Quand votre mental et votre esprit sont ainsi purifiés, ils deviennent naturellement spontanés et sincères. Ils vous permettent alors d’être en relation avec votre vie et votre tir de façon lucide et objective, et d’atteindre le tir idéal, parfait, qui est le but du kyudo. Quand vous êtes parvenu à vous voir clairement à travers votre tir, de même vous pouvez clairement voir votre vie. Avec un esprit et un mental réunissant ces conditions, vous pouvez alors pleinement exprimer les idéaux du « shin-zen-bi » (vérité-bonté-beauté) de manière naturelle et vraie. Exprimant shin-zen-bi dans votre tir et votre vie, on pourra dire que vous avez « shahin » et « shakaku », la dignité et la noblesse du tir.

Les vrais « shahin » et « shakaku » signifient bien plus que l’adresse au tir. Shahin et shakaku ne s’obtiennent qu’à la condition d’un entraînement du mental et de l’esprit en même temps que de celui du corps. Un entraînement correct du mental et de l’esprit conduira automatiquement au développement de la personnalité. Quand vous exprimerez votre sincérité et votre force de caractère dans l’ensemble de votre tir, composé d’un équilibre harmonieux de technique juste exécutée dans les formes correctes du rituel et de l’étiquette, votre tir sera perçu comme manifestant l’harmonie parfaite. Il sera efficace en même temps qu’esthétique. C’est ce qu’exprime le Raïki-shagi quand il dit « par ce tir la vertu sera exprimée ».

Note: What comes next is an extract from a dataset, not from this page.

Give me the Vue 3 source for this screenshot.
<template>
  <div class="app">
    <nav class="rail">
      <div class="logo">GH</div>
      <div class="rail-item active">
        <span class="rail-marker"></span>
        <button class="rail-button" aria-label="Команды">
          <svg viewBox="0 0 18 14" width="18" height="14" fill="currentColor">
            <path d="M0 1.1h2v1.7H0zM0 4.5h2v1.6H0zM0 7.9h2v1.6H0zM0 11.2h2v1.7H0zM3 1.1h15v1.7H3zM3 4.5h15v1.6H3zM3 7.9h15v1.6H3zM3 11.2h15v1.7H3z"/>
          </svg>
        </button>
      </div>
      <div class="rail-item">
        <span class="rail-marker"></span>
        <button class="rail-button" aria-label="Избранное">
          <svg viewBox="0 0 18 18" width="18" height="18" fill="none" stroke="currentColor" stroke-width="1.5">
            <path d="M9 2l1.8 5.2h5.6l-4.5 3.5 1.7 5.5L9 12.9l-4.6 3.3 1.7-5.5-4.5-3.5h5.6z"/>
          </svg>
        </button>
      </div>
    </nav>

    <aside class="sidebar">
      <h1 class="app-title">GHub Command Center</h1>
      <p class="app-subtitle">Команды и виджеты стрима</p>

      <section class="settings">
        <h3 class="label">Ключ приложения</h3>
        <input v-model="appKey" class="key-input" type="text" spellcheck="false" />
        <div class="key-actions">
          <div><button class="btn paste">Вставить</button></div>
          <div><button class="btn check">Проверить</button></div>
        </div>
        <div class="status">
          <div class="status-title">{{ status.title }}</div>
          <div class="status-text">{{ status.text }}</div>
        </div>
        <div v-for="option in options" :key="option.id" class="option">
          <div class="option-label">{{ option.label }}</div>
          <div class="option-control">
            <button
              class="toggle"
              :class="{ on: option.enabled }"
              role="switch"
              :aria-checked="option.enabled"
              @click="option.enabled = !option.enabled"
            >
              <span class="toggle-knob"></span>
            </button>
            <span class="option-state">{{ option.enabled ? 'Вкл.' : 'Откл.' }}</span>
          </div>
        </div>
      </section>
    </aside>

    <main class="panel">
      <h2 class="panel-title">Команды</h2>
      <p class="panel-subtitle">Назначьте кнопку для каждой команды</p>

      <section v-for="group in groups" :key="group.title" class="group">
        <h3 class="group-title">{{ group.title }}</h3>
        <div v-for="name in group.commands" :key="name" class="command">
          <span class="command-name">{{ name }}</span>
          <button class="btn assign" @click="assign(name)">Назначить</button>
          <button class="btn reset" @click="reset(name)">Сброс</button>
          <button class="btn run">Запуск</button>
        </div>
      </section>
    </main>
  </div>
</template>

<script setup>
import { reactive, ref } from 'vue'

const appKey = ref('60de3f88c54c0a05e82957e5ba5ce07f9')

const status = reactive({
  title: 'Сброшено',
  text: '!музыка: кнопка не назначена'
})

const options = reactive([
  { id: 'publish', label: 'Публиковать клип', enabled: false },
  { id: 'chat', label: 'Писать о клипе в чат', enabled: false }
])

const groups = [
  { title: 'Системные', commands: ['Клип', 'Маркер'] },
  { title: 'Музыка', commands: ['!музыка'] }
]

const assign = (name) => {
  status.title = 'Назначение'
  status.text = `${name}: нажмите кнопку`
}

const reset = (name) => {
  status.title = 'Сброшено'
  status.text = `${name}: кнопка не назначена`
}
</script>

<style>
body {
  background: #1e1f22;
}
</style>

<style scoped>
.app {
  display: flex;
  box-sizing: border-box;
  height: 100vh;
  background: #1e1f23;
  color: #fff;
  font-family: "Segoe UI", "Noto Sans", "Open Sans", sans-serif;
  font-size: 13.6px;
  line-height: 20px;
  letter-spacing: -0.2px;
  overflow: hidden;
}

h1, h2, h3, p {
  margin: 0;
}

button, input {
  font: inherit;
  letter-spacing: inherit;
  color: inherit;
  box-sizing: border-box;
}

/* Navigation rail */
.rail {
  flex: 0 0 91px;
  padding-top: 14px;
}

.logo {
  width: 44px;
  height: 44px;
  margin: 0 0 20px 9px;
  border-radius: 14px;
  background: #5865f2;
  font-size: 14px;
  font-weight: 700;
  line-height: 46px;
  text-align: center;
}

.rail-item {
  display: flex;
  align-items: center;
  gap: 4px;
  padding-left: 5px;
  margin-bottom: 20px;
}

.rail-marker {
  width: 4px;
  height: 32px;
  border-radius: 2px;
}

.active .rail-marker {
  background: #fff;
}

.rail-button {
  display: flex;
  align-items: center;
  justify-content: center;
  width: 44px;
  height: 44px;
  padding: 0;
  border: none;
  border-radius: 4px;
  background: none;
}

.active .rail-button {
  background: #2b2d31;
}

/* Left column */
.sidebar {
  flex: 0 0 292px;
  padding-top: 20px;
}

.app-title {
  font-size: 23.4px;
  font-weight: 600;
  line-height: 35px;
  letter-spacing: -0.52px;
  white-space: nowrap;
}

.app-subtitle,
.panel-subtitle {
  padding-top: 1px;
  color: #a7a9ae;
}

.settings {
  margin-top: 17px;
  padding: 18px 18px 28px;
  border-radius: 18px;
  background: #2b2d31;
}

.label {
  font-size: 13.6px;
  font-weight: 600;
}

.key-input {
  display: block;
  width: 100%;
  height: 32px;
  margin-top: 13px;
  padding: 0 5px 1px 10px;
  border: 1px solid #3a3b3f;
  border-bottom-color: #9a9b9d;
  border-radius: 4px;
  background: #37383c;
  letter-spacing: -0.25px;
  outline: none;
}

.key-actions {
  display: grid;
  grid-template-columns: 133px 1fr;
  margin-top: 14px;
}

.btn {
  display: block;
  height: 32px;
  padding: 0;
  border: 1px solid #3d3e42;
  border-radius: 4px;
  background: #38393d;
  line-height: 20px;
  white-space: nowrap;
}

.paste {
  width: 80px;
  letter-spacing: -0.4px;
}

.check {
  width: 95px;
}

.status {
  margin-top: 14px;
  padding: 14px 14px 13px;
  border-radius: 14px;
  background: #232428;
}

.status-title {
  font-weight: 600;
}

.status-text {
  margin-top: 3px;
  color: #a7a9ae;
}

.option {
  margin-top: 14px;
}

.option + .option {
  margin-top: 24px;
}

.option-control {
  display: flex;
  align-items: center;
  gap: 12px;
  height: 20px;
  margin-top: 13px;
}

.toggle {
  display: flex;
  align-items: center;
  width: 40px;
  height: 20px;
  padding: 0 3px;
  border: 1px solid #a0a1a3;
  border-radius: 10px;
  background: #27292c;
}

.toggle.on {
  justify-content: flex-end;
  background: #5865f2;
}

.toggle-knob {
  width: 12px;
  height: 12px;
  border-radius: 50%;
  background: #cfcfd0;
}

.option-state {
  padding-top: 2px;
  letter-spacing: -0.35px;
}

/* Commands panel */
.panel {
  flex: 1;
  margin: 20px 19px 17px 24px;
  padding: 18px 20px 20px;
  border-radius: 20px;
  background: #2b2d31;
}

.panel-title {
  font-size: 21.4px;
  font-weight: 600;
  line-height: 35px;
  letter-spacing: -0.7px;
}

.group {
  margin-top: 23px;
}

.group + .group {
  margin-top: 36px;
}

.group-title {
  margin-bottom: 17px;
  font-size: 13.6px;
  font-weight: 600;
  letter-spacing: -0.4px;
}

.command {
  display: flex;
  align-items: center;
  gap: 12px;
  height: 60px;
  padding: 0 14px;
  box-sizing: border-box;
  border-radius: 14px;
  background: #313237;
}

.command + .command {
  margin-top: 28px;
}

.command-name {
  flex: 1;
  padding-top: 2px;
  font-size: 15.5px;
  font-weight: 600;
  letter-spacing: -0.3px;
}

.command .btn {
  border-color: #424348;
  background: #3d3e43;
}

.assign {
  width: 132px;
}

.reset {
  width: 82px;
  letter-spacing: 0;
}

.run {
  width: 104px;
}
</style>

La réalisation du sanmi-ittaï doit donc être vue comme le résultat d’une pratique correcte du kyudo, qui incorpore tous les ingrédients nécessaires, ceux qui développent la technique de tir, avec ceux qui entraînent le mental, l’esprit et forment la personnalité. Dans son sens ultime, le sanmi-ittaï est donc l’expression cumulée, manifestée dans le tir, de tous les éléments essentiels du kyudo.